Dear Friends,

Never despair! We are winning.

John Tierney just published an article about “The Coming Revolution in Public Education.”

Tierney sees what we see. The insane obsession with bubble-guessing is out of control. The profiteers have over-reached. The Billionaire Boys Club do not own us nor can they buy our schools. They are losing. We are winning. We are winning because we are fighting for children and for better education for all. We are not fighting for profits and test scores.

Remember this line attributed to Mahatma Gandhi:

“First they ignore you, then they laugh at you, then they fight you, then you win.”

They laughed when we fought their absurd ideas (“schools can be run like businesses”; “schools should compete for customers”; “schools should be closed if students have low scores”; “private entrepreneurs can fix education”; “young college graduates are better than experienced teachers”; etc.

They fought us and said that we were “defending the status quo” even though THEY are the status quo. Their ideas, their policies are squeezing all joy out of learning, making schools boring places, and destroying the education profession.

Now we are winning because their ideas fail and fail and fail. Their icon, Michelle Rhee, is ensnared in a scandal that refuses to disappear. Their favorite district, New Orleans, where more than 80% of students are in charter schools, is the lowest-performing district in a low-performing state.

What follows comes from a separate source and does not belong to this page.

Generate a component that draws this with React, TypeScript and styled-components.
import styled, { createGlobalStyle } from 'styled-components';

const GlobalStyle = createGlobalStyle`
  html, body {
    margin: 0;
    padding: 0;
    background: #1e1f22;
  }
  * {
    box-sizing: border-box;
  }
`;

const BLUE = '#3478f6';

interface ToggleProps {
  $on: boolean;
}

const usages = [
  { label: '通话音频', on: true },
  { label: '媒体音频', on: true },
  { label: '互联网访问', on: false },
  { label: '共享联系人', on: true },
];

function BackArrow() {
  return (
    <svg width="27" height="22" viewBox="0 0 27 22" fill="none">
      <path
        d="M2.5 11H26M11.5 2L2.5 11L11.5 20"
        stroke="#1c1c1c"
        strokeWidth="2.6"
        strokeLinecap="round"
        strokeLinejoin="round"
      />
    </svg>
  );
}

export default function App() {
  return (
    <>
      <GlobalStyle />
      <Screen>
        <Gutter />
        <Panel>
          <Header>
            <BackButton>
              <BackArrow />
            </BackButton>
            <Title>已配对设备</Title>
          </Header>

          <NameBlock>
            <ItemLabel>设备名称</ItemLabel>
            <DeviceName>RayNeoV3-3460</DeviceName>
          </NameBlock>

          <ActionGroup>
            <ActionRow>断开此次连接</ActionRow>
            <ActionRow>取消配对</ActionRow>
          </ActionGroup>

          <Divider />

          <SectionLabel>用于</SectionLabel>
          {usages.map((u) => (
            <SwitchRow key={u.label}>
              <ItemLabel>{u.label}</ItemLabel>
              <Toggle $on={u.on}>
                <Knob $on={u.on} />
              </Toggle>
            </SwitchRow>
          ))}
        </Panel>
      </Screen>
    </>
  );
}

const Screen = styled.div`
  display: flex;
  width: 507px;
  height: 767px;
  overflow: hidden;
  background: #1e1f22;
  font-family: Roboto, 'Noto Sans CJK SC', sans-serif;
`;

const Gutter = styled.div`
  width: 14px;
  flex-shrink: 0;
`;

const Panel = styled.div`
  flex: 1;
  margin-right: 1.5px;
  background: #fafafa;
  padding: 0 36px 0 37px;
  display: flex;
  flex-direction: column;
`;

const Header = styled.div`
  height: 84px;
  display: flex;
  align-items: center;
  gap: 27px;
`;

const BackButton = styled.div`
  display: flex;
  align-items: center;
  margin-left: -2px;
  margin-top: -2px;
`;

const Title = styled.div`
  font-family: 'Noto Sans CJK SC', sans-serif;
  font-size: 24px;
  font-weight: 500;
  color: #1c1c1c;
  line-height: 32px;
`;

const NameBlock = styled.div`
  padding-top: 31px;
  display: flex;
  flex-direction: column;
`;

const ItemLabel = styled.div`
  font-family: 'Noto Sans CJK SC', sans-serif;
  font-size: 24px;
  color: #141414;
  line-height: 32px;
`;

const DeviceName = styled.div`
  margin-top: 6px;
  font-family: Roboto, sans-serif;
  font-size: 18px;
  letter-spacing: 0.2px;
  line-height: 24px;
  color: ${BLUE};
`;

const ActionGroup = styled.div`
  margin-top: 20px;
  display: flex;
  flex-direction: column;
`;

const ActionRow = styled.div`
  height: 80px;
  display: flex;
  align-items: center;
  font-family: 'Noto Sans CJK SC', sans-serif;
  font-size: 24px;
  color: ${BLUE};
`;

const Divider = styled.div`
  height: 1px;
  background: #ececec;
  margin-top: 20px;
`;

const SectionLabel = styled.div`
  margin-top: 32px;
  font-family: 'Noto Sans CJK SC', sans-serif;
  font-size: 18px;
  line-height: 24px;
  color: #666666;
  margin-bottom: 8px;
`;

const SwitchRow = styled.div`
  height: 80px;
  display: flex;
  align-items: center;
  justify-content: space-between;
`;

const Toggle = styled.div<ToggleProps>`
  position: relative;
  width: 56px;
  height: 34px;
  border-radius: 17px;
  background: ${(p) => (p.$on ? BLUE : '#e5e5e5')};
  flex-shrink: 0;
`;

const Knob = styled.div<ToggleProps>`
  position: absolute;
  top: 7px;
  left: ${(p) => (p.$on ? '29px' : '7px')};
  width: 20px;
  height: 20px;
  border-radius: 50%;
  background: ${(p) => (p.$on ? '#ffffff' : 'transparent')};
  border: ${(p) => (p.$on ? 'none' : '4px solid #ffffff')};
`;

We will not sell or lease or rent or give away our children or our public schools.

Friends, join the Network for Public Education.

Join our effort to reclaim public education.

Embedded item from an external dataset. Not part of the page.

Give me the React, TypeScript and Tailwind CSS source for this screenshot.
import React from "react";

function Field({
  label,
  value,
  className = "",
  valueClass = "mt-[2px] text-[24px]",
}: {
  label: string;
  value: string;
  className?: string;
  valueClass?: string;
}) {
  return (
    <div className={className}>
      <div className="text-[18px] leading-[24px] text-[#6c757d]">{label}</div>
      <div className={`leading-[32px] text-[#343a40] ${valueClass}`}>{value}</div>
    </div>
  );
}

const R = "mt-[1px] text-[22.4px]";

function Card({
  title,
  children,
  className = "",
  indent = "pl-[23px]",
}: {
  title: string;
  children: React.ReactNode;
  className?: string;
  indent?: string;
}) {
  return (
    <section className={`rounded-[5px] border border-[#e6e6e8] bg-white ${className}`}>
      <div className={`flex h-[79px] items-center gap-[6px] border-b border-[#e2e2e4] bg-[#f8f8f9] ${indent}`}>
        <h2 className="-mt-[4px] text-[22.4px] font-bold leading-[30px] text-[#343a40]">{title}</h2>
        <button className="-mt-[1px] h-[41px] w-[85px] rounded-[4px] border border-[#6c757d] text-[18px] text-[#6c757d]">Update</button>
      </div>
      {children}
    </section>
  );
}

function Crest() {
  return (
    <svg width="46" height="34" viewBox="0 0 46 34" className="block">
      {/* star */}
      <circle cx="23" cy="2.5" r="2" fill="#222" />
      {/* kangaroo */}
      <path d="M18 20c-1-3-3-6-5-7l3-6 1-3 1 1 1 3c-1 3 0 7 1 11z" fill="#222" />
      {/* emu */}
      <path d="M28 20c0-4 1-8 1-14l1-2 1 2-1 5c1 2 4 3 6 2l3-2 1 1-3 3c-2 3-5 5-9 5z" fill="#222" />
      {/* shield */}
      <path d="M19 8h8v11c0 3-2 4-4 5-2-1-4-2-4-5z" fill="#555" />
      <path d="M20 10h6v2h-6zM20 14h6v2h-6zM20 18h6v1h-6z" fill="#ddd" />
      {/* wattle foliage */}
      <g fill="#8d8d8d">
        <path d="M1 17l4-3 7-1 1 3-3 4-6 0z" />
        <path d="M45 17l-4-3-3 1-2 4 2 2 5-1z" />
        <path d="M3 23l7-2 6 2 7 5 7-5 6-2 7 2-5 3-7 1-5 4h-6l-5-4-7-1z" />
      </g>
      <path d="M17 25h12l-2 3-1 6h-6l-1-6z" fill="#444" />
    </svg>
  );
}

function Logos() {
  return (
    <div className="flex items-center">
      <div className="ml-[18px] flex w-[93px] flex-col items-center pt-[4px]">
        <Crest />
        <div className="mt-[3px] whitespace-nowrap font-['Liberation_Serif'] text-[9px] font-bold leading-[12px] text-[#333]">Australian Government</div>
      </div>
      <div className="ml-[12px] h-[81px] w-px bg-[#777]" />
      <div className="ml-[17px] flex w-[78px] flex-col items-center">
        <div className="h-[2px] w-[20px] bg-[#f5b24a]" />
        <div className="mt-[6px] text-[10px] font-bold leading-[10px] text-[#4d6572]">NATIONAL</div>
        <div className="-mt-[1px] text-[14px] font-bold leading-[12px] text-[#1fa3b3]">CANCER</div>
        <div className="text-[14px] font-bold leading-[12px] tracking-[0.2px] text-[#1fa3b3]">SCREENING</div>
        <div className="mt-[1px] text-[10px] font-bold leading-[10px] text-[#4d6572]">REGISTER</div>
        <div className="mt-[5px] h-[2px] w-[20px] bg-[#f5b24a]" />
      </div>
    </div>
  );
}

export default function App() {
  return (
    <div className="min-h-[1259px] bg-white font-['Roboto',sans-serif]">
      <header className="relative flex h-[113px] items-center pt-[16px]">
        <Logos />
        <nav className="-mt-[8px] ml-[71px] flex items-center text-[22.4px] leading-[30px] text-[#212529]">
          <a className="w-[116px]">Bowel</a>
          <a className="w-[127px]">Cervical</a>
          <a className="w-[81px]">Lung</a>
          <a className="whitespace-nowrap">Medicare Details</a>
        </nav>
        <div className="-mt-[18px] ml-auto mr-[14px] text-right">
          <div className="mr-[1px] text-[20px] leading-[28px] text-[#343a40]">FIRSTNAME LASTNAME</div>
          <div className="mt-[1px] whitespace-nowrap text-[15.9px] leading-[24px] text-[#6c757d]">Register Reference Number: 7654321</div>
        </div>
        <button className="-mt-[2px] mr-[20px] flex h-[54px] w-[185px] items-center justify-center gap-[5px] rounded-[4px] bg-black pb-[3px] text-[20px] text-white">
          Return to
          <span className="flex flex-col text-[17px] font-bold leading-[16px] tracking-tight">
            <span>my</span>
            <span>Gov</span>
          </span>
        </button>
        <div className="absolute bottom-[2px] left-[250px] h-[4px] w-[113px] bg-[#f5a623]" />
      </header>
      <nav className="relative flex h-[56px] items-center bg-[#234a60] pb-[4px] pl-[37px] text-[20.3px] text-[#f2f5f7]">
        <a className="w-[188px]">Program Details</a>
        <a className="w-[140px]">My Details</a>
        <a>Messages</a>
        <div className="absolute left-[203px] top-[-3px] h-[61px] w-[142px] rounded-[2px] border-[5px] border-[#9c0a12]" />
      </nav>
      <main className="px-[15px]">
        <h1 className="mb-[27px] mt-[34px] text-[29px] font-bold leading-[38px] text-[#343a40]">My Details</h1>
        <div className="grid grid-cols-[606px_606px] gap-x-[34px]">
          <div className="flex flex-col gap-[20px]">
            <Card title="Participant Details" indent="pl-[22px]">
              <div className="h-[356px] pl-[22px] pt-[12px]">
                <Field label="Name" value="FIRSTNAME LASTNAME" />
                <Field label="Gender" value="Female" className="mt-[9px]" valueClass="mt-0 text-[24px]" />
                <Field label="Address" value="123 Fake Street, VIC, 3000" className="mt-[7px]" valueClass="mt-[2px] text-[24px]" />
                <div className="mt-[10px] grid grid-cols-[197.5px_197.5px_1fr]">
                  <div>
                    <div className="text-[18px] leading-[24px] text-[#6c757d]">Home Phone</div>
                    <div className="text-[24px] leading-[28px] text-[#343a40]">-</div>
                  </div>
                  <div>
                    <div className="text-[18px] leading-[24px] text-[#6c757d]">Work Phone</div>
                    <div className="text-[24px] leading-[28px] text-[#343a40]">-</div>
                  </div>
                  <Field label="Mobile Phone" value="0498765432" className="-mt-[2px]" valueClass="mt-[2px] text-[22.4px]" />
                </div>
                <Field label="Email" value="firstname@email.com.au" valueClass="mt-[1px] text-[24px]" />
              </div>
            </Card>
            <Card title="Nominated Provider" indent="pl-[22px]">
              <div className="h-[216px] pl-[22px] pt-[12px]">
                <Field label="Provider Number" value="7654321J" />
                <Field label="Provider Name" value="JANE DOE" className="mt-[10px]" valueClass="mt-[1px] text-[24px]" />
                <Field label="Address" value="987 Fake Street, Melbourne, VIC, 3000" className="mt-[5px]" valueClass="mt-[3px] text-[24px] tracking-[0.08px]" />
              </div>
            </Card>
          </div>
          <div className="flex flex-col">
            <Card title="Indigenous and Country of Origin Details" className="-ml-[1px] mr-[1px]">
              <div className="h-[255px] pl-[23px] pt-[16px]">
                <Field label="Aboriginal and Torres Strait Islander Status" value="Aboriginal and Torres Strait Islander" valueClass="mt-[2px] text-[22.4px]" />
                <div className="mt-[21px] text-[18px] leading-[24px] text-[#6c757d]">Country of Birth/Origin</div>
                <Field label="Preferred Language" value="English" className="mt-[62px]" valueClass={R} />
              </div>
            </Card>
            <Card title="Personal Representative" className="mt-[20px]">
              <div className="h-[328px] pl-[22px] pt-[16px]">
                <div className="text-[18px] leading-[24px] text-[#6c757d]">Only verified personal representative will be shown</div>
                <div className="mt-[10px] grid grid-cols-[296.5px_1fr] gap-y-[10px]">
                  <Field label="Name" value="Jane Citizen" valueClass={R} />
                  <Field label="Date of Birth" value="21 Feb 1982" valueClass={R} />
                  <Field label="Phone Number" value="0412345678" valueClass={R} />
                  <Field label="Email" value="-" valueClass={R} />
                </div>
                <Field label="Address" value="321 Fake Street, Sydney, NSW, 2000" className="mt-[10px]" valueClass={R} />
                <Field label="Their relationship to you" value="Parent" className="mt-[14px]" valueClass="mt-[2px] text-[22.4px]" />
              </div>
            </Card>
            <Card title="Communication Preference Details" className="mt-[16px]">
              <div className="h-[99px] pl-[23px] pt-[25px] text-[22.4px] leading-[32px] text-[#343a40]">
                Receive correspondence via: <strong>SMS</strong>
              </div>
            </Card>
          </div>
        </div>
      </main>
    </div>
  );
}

Yes, a revolution is coming. You must be part of it. It will be a revolution where education is more important than test scores. Where people are more important than data. Where teachers are respected as champions of learning. Where every child counts, regardless of their test scores.

NOTE: When first posted, I erroneously identified the author as a New York Times journalist. Same name, but different person. This John Tierney is a retired college professor. Pardon my goof!